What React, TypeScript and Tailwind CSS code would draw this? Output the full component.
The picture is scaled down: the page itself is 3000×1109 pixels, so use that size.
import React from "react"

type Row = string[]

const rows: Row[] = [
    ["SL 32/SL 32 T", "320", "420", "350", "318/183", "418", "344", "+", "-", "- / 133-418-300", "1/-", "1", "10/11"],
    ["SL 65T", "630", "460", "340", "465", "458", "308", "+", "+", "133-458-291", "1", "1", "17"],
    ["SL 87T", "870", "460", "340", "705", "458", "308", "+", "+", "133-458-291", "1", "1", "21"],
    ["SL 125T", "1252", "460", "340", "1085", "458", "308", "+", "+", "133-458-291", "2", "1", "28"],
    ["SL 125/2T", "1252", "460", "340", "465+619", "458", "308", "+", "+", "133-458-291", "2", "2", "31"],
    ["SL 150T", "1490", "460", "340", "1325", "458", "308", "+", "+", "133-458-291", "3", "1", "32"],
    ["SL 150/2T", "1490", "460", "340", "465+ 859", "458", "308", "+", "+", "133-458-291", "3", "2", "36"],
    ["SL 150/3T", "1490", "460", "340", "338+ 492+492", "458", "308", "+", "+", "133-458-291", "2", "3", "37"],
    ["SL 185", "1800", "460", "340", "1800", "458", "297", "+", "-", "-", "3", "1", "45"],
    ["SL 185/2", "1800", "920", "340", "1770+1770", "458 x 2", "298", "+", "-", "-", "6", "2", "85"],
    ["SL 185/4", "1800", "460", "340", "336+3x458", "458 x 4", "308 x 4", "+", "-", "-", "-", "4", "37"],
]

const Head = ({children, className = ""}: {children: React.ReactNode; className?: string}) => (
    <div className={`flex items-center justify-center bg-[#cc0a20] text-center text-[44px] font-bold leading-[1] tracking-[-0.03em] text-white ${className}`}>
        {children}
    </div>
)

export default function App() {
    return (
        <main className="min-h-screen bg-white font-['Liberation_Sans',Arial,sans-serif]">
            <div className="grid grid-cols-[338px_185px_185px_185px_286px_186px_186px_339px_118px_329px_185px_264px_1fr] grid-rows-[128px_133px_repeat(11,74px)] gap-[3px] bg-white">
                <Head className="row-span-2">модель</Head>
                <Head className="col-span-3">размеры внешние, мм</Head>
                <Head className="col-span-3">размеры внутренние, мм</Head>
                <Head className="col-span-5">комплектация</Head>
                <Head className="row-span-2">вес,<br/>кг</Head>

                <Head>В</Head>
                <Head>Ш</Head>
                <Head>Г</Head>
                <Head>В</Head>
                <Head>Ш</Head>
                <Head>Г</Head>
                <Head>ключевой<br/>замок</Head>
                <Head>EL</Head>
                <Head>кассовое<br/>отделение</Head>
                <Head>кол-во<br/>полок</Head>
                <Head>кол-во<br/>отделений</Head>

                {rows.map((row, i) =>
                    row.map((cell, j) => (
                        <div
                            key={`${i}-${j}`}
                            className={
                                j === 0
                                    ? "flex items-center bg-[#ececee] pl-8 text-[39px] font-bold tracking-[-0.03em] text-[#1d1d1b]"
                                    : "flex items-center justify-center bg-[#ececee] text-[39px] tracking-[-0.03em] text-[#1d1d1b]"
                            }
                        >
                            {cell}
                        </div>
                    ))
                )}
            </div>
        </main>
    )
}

--

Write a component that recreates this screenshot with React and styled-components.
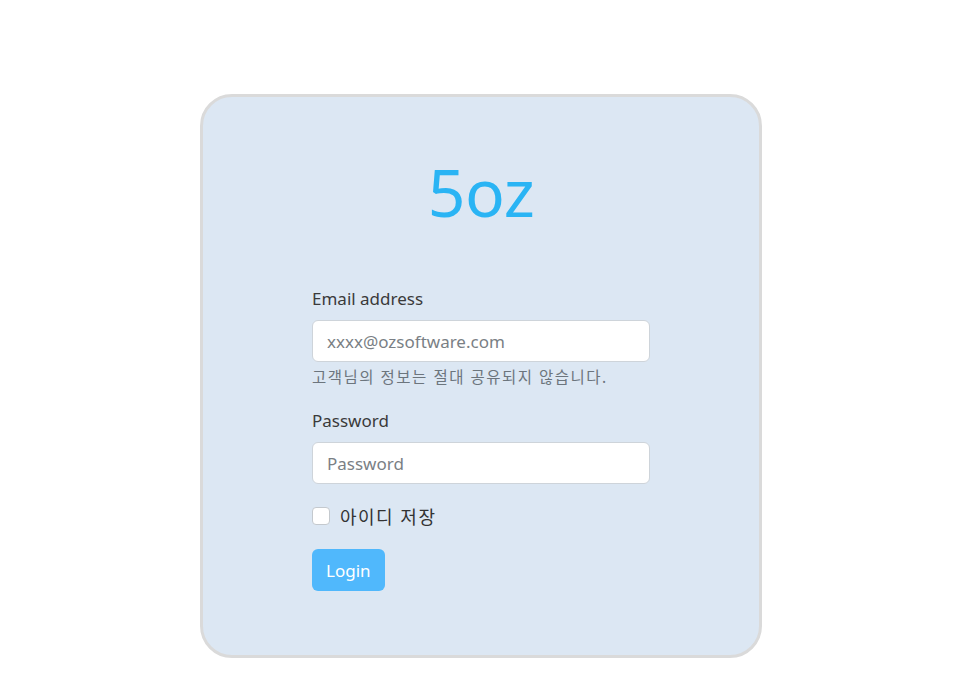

==

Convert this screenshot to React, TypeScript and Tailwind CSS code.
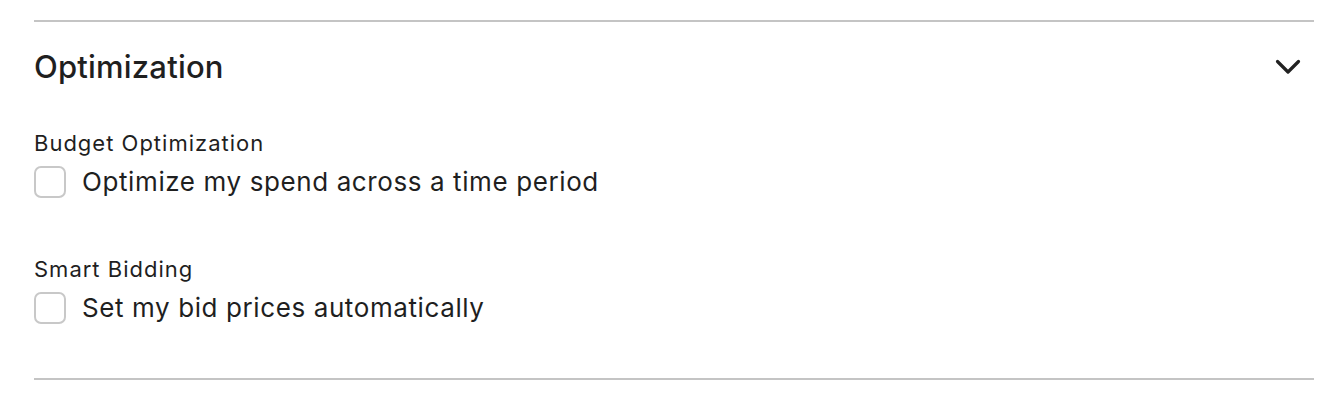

**Exercise**.
Start with the line that holds "What React, TypeScript" and finish with the line that holds "type Row = string[]". Transcribe each line in between exactly, and those two as well.

**Written solution**.
What React, TypeScript and Tailwind CSS code would draw this? Output the full component.
The picture is scaled down: the page itself is 3000×1109 pixels, so use that size.
import React from "react"

type Row = string[]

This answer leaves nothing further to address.